07/05/2012 04:15 pm ET Updated Jul 05, 2012

Higgs Boson: Wayne State Researchers Played Vital Role In CERN Particle Discovery

Several researchers from Wayne State University in Detroit had good cause to celebrate Wednesday after scientists at the CERN laboratory near Geneva, Switzerland announced they had data supporting the existence of the most elusive particle in physics.

The Higgs boson is a particle thought to give matter mass that is predicted by the standard model of particle physics. Using an accelerator, CERN scientists in two separate experiments created a particle that holds many of the properties theorized for the Higgs boson.
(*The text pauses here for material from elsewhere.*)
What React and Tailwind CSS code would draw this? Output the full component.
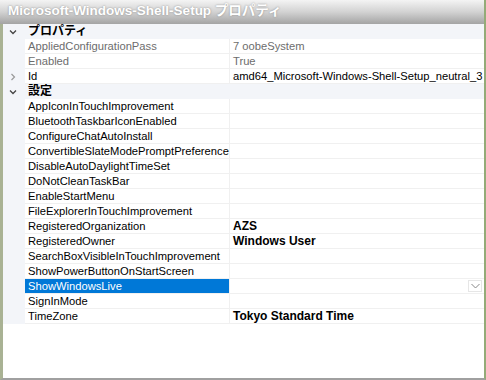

Their discovery is based on complementary research conducted at the recently closed Collider Detector at Fermilab outside of Batavia, Ill., which had Wayne State University faculty on its team.

"I feel fantastic," said Dr. Robert Harr, a professor in WSU's Department of Physics and Astronomy. "To finally convince ourselves that this is the Higgs boson will take more work, but the results themselves are just fantastic. This particle has been hunted for the last 45 years."

Harr has been involved in checking data before it is used in final analysis. Although the collider closed last year, data from the project is still being analyzed. Harr's colleague in the department, Dr. Paul Karchin, was also involved with that research, along with Mark Mattson, a research scientist in physics, Alfredo Gutierrez, research engineer in physics and Christopher Clarke, a physics graduate student. A total of 700 physicists from 61 institutions and 13 countries are involved in research with the CDF.

The WSU group has been involved in the project for over 10 years and has played a leading role in the research there. They were responsible for precise calibration of the calorimeter electronics, which play an important role in getting accurate measurements. Fermilab's equipment had logged 500 trillion collisions since March 2001. The CDF's latest findings were released on July 2.

Harr said scientists weren't sure if anything would turn anything up when they started the experiment.

"It's almost like nature's trying to hide it," he said. "We'd been closing in at lower masses and higher masses. This was the one region left. It's probably the Higgs boson."

Although he is unsure how the research will be used by future generations, he speculates it could potentially allow scientists to alter the mass of electrons. He concedes that the theory behind the particle's proposed existence is a little bit strange.

"It's just beautiful," he said. "All the particles we have -- electrons, quarks -- have to start out with no mass. It requires the Higgs mechanism, this crazy idea where we start out where particles have no mass and result in particles getting mass."